Environmental Science and Engineering Seminar
Dr. Mayes is a geoscientist who studies land-use and climate change effects on terrestrial ecosystems, particularly how vegetation changes affect carbon, water and nutrient cycles in semi-arid landscapes. His work focuses on applied science questions targeted to inform decision-making about land, water and climate-change adaptation challenges across East Africa (Tanzania, Kenya, Zambia) and in the southwestern United States. Marc's background combines ecosystem science (Ph.D., Earth and Environmental Sciences, Brown University-MBL Joint Program, 2016) and environmental management (M.S., Environment and Resources, University of Wisconsin-Madison, 2011). From 2016-2018 Marc was a Nature Conservancy NatureNet Science Fellow and worked with the TNC-Africa program to facilitate use of land cover change analyses in regional and national-scale land-use planning initiatives in Zambia. Since the 2017 Thomas Fire and Jan 9 debris flows in Santa Barbara, Marc has led drone imaging campaigns to provide infrastructure and environmental data to inform watershed recovery and future fire and flood hazard mitigation efforts. Marc is currently a research scientist at the Earth Research Institute, University of California-Santa Barbara, based in the WAVES lab led by Dr. Kelly Caylor.

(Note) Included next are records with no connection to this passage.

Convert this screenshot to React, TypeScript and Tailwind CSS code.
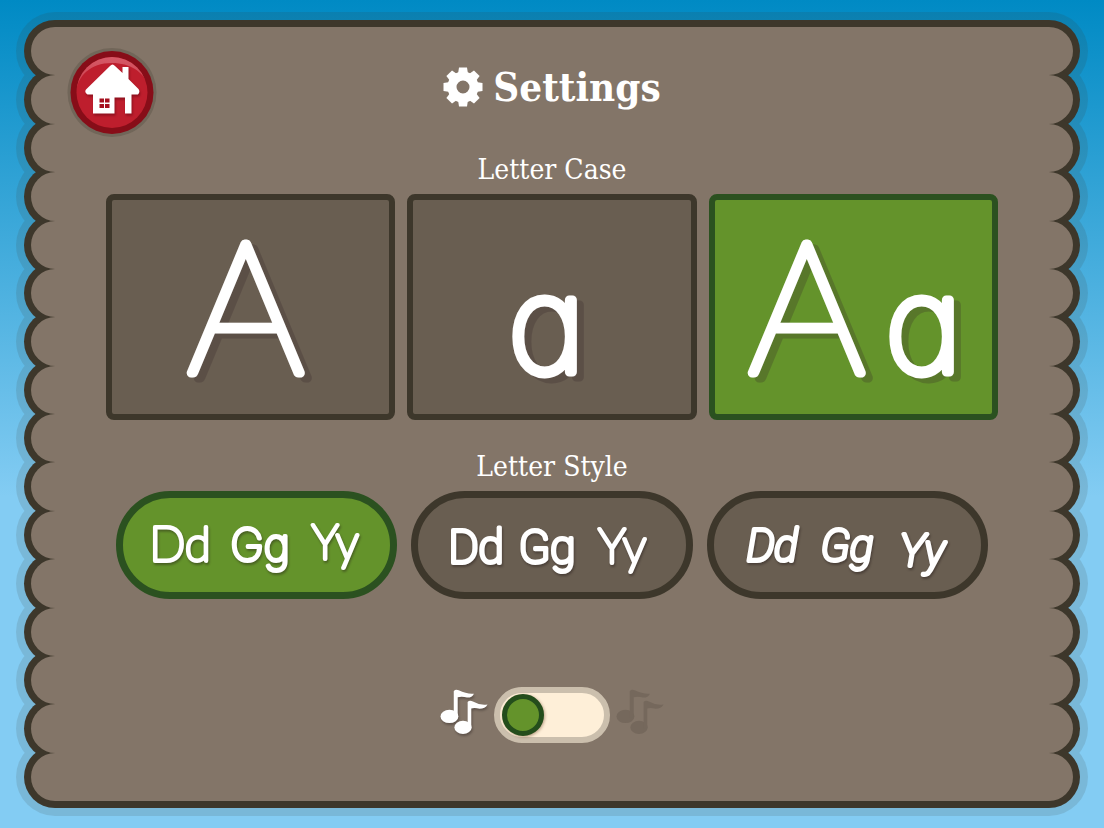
import React, { useState } from "react";

const LOBES = Array.from({ length: 16 });
const TEETH = [0, 45, 90, 135, 180, 225, 270, 315];

const Lobes = ({ className, lobe }: { className: string; lobe: string }) => (
  <div
    aria-hidden="true"
    className={`isolate col-start-1 row-start-1 flex flex-col ${className}`}
  >
    {LOBES.map((_, i) => (
      <div key={i} className={`flex-1 rounded-full ${lobe}`} />
    ))}
  </div>
);

const HomeIcon = () => (
  <svg viewBox="67 47 90 90" className="size-[90px]">
    <defs>
      <clipPath id="button-face">
        <circle cx="112" cy="92.500" r="35.500" />
      </clipPath>
      <linearGradient id="button-shine" x1="0" y1="0" x2="0" y2="1">
        <stop offset="0" stopColor="#d8606d" />
        <stop offset="1" stopColor="#c93a48" />
      </linearGradient>
    </defs>
    <circle cx="112" cy="92.500" r="44.500" fill="#716659" />
    <circle cx="112" cy="92.500" r="41.500" fill="#870d18" />
    <circle cx="112" cy="92.500" r="35.500" fill="#be1e2d" />
    <g clipPath="url(#button-face)">
      <path
        d="M74 50H150V92C148 76 134 63 112 63S78 76 76 92Z"
        fill="url(#button-shine)"
      />
    </g>
    <g
      fill="#fff"
      className="drop-shadow-[1px_2px_1px_rgba(80,0,10,0.45)]"
    >
      <path d="M110 66Q112.500 63 115 66L122.500 73V67H128.500V79L138.500 89Q140.500 92 138 94.500H131.500V113.500H125V97.500H114.500V113.500H93V94.500H87.500Q84 92.500 86 89.500Z" />
    </g>
    <path
      d="M99.500 98.500h4.500v4h-4.500zM105 98.500h4.500v4h-4.500zM99.500 104h4.500v4h-4.500zM105 104h4.500v4h-4.500z"
      fill="#a5101f"
    />
  </svg>
);

const GearIcon = () => (
  <svg viewBox="-20 -20 40 40" className="size-10" fill="#fff">
    <circle r="11" fill="none" stroke="#fff" strokeWidth="9" />
    {TEETH.map((angle) => (
      <path
        key={angle}
        d="M-5 -13L-4 -19.500H4L5 -13Z"
        transform={`rotate(${angle})`}
      />
    ))}
  </svg>
);

const NotesIcon = ({ className }: { className: string }) => (
  <svg
    viewBox="64 54 144 142"
    className={`h-[47px] w-12 ${className}`}
    fill="currentColor"
  >
    <ellipse cx="92" cy="140" rx="27" ry="20" />
    <path d="M105 64Q110 57 120 61Q145 73 166 71Q160 84 145 83Q130 78 117 82V143H105Z" />
    <ellipse cx="133" cy="173" rx="26" ry="20" />
    <path d="M147 96Q153 89 163 95Q186 108 207 104Q200 117 183 117Q168 113 158 116V176H147Z" />
  </svg>
);

const INTER = "Inter, sans-serif";
const LATO = "Lato, sans-serif";
const ROBOTO = "Roboto, sans-serif";

type Run = {
  text: string;
  x: number;
  y: number;
  size: number;
  font: string;
};

type Option = { id: string; label: string; runs: Run[]; italic?: boolean };

const CASES: Option[] = [
  {
    id: "upper",
    label: "Uppercase",
    runs: [{ text: "A", x: 134, y: 173, size: 184, font: LATO }],
  },
  {
    id: "lower",
    label: "Lowercase",
    runs: [{ text: "a", x: 134, y: 172, size: 132, font: INTER }],
  },
  {
    id: "both",
    label: "Uppercase and lowercase",
    runs: [
      { text: "A", x: 92, y: 173, size: 184, font: LATO },
      { text: "a", x: 209, y: 172, size: 132, font: INTER },
    ],
  },
];

const STYLES: Option[] = [
  {
    id: "round",
    label: "Round letters",
    runs: [
      { text: "Dd", x: 57, y: 63, size: 47, font: LATO },
      { text: "Gg", x: 137, y: 63, size: 45, font: INTER },
      { text: "Yy", x: 212, y: 61, size: 47, font: LATO },
    ],
  },
  {
    id: "narrow",
    label: "Narrow letters",
    runs: [
      { text: "Dd", x: 58, y: 65, size: 46, font: ROBOTO },
      { text: "Gg", x: 129, y: 65, size: 46, font: ROBOTO },
      { text: "Yy", x: 204, y: 65, size: 48, font: LATO },
    ],
  },
  {
    id: "slanted",
    label: "Slanted letters",
    italic: true,
    runs: [
      { text: "Dd", x: 58, y: 63, size: 44, font: ROBOTO },
      { text: "Gg", x: 133, y: 63, size: 44, font: ROBOTO },
      { text: "Yy", x: 208, y: 68, size: 44, font: ROBOTO },
    ],
  },
];

const Lettering = ({
  option,
  viewBox,
  stroke,
  className,
}: {
  option: Option;
  viewBox: string;
  stroke: number;
  className: string;
}) => (
  <svg
    viewBox={viewBox}
    className={`w-full overflow-visible ${className}`}
    fill="#fff"
    stroke="#fff"
    strokeWidth={stroke}
    strokeLinejoin="round"
    textAnchor="middle"
  >
    {option.runs.map((run) => (
      <text
        key={run.text}
        x={run.x}
        y={run.y}
        fontSize={run.size}
        fontFamily={run.font}
        fontWeight={100}
        fontStyle={option.italic ? "italic" : "normal"}
        className="[font-feature-settings:'cv11']"
      >
        {run.text}
      </text>
    ))}
  </svg>
);

const colors =
  "border-[#3d372b] bg-[#695e51] has-checked:border-[#2b5120] has-checked:bg-[#64932b] has-focus-visible:outline-2 has-focus-visible:outline-white";

const App = () => {
  const [letterCase, setLetterCase] = useState("both");
  const [letterStyle, setLetterStyle] = useState("round");
  const [muted, setMuted] = useState(false);

  return (
    <div className="grid min-h-screen bg-linear-to-b/srgb from-[#008ac4] to-[#83ccf3] to-60% px-[31px] py-[27px] font-['DejaVu_Serif_Condensed','DejaVu_Serif',serif] text-white">
      <Lobes
        className="opacity-[0.13]"
        lobe="bg-[#3d372b] shadow-[0_0_0_15px_#3d372b]"
      />
      <Lobes className="" lobe="bg-[#3d372b] shadow-[0_0_0_7px_#3d372b]" />
      <Lobes className="" lobe="bg-[#837568]" />
      <div className="isolate col-start-1 row-start-1 mx-6 bg-[#837568]" />

      <main className="isolate col-start-1 row-start-1 flex flex-col items-center px-9 pt-5 pb-14">
        <header className="grid w-full grid-cols-[1fr_auto_1fr] items-center">
          <button
            type="button"
            aria-label="Home"
            className="cursor-pointer justify-self-start rounded-full"
          >
            <HomeIcon />
          </button>
          <h1 className="flex items-center gap-2.5 pb-2.5 text-[40px] leading-10 font-bold">
            <GearIcon />
            Settings
          </h1>
        </header>

        <h2 id="case-title" className="mt-[17px] text-[28px] leading-8">
          Letter Case
        </h2>
        <div
          role="radiogroup"
          aria-labelledby="case-title"
          className="mt-2 grid w-full max-w-[893px] grid-cols-3 gap-3"
        >
          {CASES.map((option) => (
            <label
              key={option.id}
              className={`relative cursor-pointer rounded-lg border-[6px] ${colors}`}
            >
              <input
                type="radio"
                name="case"
                aria-label={option.label}
                checked={letterCase === option.id}
                onChange={() => setLetterCase(option.id)}
                className="sr-only"
              />
              <Lettering
                option={option}
                viewBox="0 0 278 214"
                stroke={9}
                className="drop-shadow-[7px_5px_0_rgba(50,35,40,0.25)]"
              />
            </label>
          ))}
        </div>

        <h2 id="style-title" className="mt-[31px] text-[28px] leading-8">
          Letter Style
        </h2>
        <div
          role="radiogroup"
          aria-labelledby="style-title"
          className="mt-2 grid w-full max-w-[872px] grid-cols-3 gap-3.5"
        >
          {STYLES.map((option) => (
            <label
              key={option.id}
              className={`relative cursor-pointer rounded-full border-[7px] ${colors}`}
            >
              <input
                type="radio"
                name="style"
                aria-label={option.label}
                checked={letterStyle === option.id}
                onChange={() => setLetterStyle(option.id)}
                className="sr-only"
              />
              <Lettering
                option={option}
                viewBox="0 0 267 94"
                stroke={4}
                className="drop-shadow-[1px_2px_1px_rgba(30,20,20,0.4)]"
              />
            </label>
          ))}
        </div>

        <div className="mt-[88px] flex items-center gap-1.5">
          <NotesIcon className="mb-1.5 drop-shadow-[1px_2px_1px_rgba(30,20,20,0.35)]" />
          <input
            type="checkbox"
            role="switch"
            aria-label="Mute music"
            checked={muted}
            onChange={() => setMuted(!muted)}
            className="flex h-14 w-[116px] cursor-pointer appearance-none items-center rounded-full border-[6px] border-[#cbbfad] bg-[#feefd8] px-0.5 before:size-[42px] before:rounded-full before:border-[5px] before:border-[#244d1c] before:bg-[#64932b] before:shadow-[1px_1px_3px_rgba(90,50,20,0.4)] checked:justify-end"
          />
          <NotesIcon className="mb-1.5 text-[#75685c]" />
        </div>
      </main>
    </div>
  );
};

export default App;
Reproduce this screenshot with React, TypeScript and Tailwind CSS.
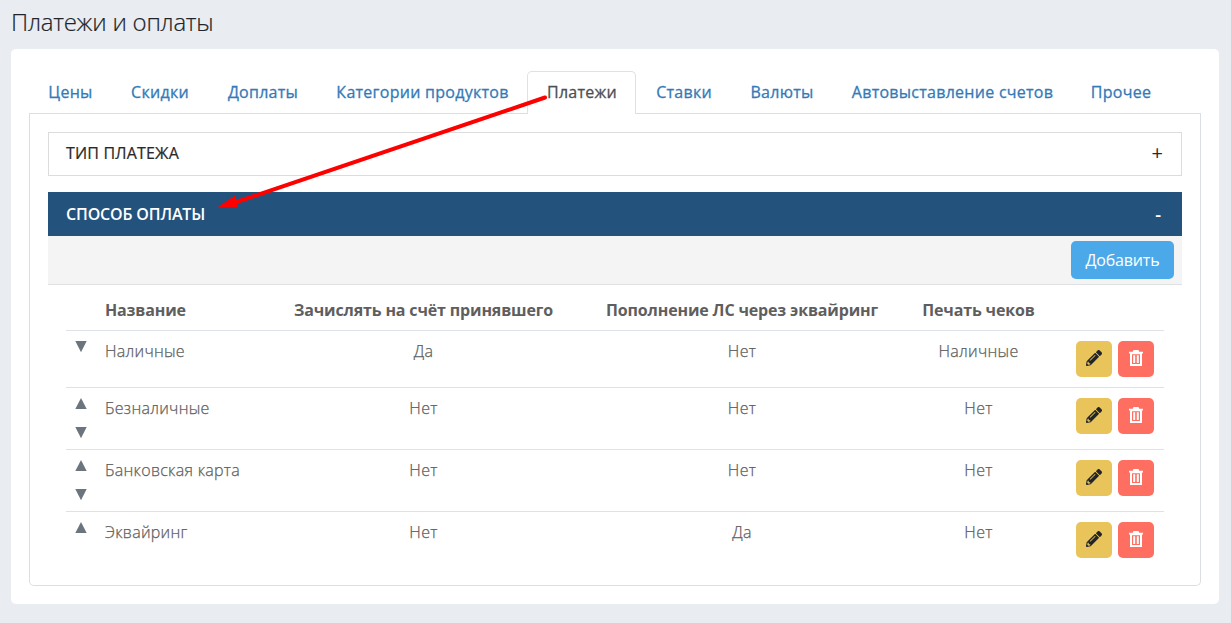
import React from "react";
import { FaPencilAlt } from "react-icons/fa";

const tabs = [
  { label: "Цены", width: "w-[82px]" },
  { label: "Скидки", width: "w-[97px]" },
  { label: "Доплаты", width: "w-[109px]" },
  { label: "Категории продуктов", width: "w-[210px]" },
  { label: "Платежи", width: "w-[109px]", active: true },
  { label: "Ставки", width: "w-[95px]" },
  { label: "Валюты", width: "w-[101px]" },
  { label: "Автовыставление счетов", width: "w-[240px]" },
  { label: "Прочее", width: "w-[97px]" },
];

const methods = [
  { name: "Наличные", credit: "Да", topUp: "Нет", receipt: "Наличные", height: "h-[57px]" },
  { name: "Безналичные", credit: "Нет", topUp: "Нет", receipt: "Нет", height: "h-[62px]" },
  { name: "Банковская карта", credit: "Нет", topUp: "Нет", receipt: "Нет", height: "h-[62px]" },
  { name: "Эквайринг", credit: "Нет", topUp: "Да", receipt: "Нет", height: "h-[57px]" },
];

const columns = "grid grid-cols-[39px_167px_303px_334px_139px_1fr]";

function TrashIcon() {
  return (
    <svg width="16" height="16" viewBox="0 0 16 16" fill="white">
      <path
        fillRule="evenodd"
        d="M5.5 0h5l.8 1.8H15V3.4H14V16H2V3.4H1V1.8h3.7zM4 4.2v9.8h8V4.2zM5.2 5.3h2v7.6h-2zM8.8 5.3h2v7.6h-2z"
      />
    </svg>
  );
}

function Arrow({ up = false }: { up?: boolean }) {
  return (
    <svg width="12" height="12" viewBox="0 0 12 12" fill="#6c757d">
      <path d={up ? "M6 0L11.7 11H.3z" : "M6 11.2L11.7 0H.3z"} />
    </svg>
  );
}

export default function App() {
  return (
    <div className="relative h-[623px] w-[1231px] overflow-hidden bg-[#e9edf2] px-[11px] font-['Open_Sans','Noto_Sans',sans-serif] text-base text-[#5e5e5e]">
      <h1 className="h-[49px] pt-[5px] text-2xl leading-[34px] font-light tracking-[-0.25px] text-[#212529] [-webkit-text-stroke:0.2px]">
        Платежи и оплаты
      </h1>

      <div className="h-[555px] w-[1208px] rounded-[5px] bg-white px-[18px] pt-[22px]">
        {/* Tabs */}
        <div className="flex h-[42px]">
          {tabs.map((tab) => (
            <div
              key={tab.label}
              className={`${tab.width} shrink-0 pl-px text-center leading-[40px] tracking-[0.27px] whitespace-nowrap [-webkit-text-stroke:0.3px] ${
                tab.active
                  ? "h-[43px] rounded-t-[5px] border border-b-0 border-[#dee2e6] bg-white text-[#4c4f53]"
                  : "pt-px text-[#337ab7]"
              }`}
            >
              {tab.label}
            </div>
          ))}
        </div>

        <div className="flex">
          <div className="h-px w-[498px] bg-[#dcdfe1]" />
          <div className="h-px w-[109px]" />
          <div className="h-px flex-1 bg-[#dcdfe1]" />
        </div>
        <div className="h-[472px] rounded-b-[5px] border border-t-0 border-[#dcdfe1] px-[18px] pt-[18px]">
          <div className="flex h-11 items-center justify-between border border-[#dcdcdc] px-[17px] pb-0.5 text-[#292929]">
            <span className="tracking-[0.18px] [-webkit-text-stroke:0.2px]">ТИП ПЛАТЕЖА</span>
            <span className="mr-px text-xl">+</span>
          </div>

          <div className="mt-4 flex h-11 items-center justify-between bg-[#23527c] px-[18px] font-semibold text-white">
            <span className="tracking-[-0.15px]">СПОСОБ ОПЛАТЫ</span>
            <span className="mr-[3px] text-lg">-</span>
          </div>
          <div className="flex h-[49px] justify-end border-b border-[#dfe1e3] bg-[#f4f4f4] pt-[5px] pr-2">
            <button className="h-[38px] w-[103px] rounded-[5px] bg-[#4ba9e9] tracking-[-0.15px] text-white">
              Добавить
            </button>
          </div>

          {/* Payment methods */}
          <div className="mx-[18px]">
            <div className={`${columns} h-[46px] border-b border-[#dee2e6] pt-[13px] font-bold tracking-[-0.15px]`}>
              <span />
              <span>Название</span>
              <span className="text-center">Зачислять на счёт принявшего</span>
              <span className="text-center">Пополнение ЛС через эквайринг</span>
              <span className="text-center">Печать чеков</span>
              <span />
            </div>
            {methods.map((row, i) => (
              <div
                key={row.name}
                className={`${columns} ${row.height} ${i < methods.length - 1 ? "border-b border-[#dee2e6]" : ""} font-light tracking-[0.28px] [-webkit-text-stroke:0.25px]`}
              >
                <div className="flex flex-col gap-[17px] pt-[10px] pl-[9px]">
                  {i > 0 && <Arrow up />}
                  {i < methods.length - 1 && <Arrow />}
                </div>
                <span className="pt-2">{row.name}</span>
                <span className="pt-2 text-center">{row.credit}</span>
                <span className="pt-2 text-center">{row.topUp}</span>
                <span className="pt-2 text-center">{row.receipt}</span>
                <div className="flex gap-1.5 pt-[10px] pl-7">
                  <button className="flex h-9 w-9 justify-center rounded-[5px] bg-[#e9c45a] pt-[9px]">
                    <FaPencilAlt size={16} className="text-[#212529]" />
                  </button>
                  <button className="flex h-9 w-9 justify-center rounded-[5px] bg-[#ff6f61] pt-[9px]">
                    <TrashIcon />
                  </button>
                </div>
              </div>
            ))}
          </div>
        </div>
      </div>

      {/* Red pointer from the active tab to the open section */}
      <svg className="pointer-events-none absolute inset-0" width="1231" height="623">
        <path d="M545 97.5L232 203.5" stroke="#f00" strokeWidth="4" strokeLinecap="round" />
        <path d="M218 207L235 195.5L238 207z" fill="#f00" />
      </svg>
    </div>
  );
}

Pressures from land, water resource demands and climate change are altering the structure and function of dryland ecosystems globally. In semi-arid woodlands and shrublands, climate extremes and disturbances from land use, fire and floods are affecting large regions and the livelihoods of diverse groups of people in developed and developing countries alike. This talk reviews work that applies multi-scale ecosystem science (satellite, drone-based remote sensing and field plot-scale data) to address dryland community environmental challenges in Africa and California. Key questions for both geographies involve: (1) characterizing vegetation structure, water and nutrient cycling processes governing regrowth and productivity after disturbance at landscape scales, and (2) assessing coupled human-natural system vulnerability and resilience to extreme events. Specific research discussed will include (a) patterns in recovery of woodland structure, carbon and nitrogen cycles during regrowth in African Miombo systems, and strategies they suggest for regional forest conservation; (b) seasonal patterns in image-based productivity and water stress indicators across California oak species, and (c) situating drone-based assessment of debris basins against post-fire catchment hazards to inform flood infrastructure management in California. Ongoing science and routine monitoring of vegetation conditions in drylands that is community-situated, and socioeconomically inclusive, offers promising means toward mitigating and adapting to the climate and land-use challenges facing these regions.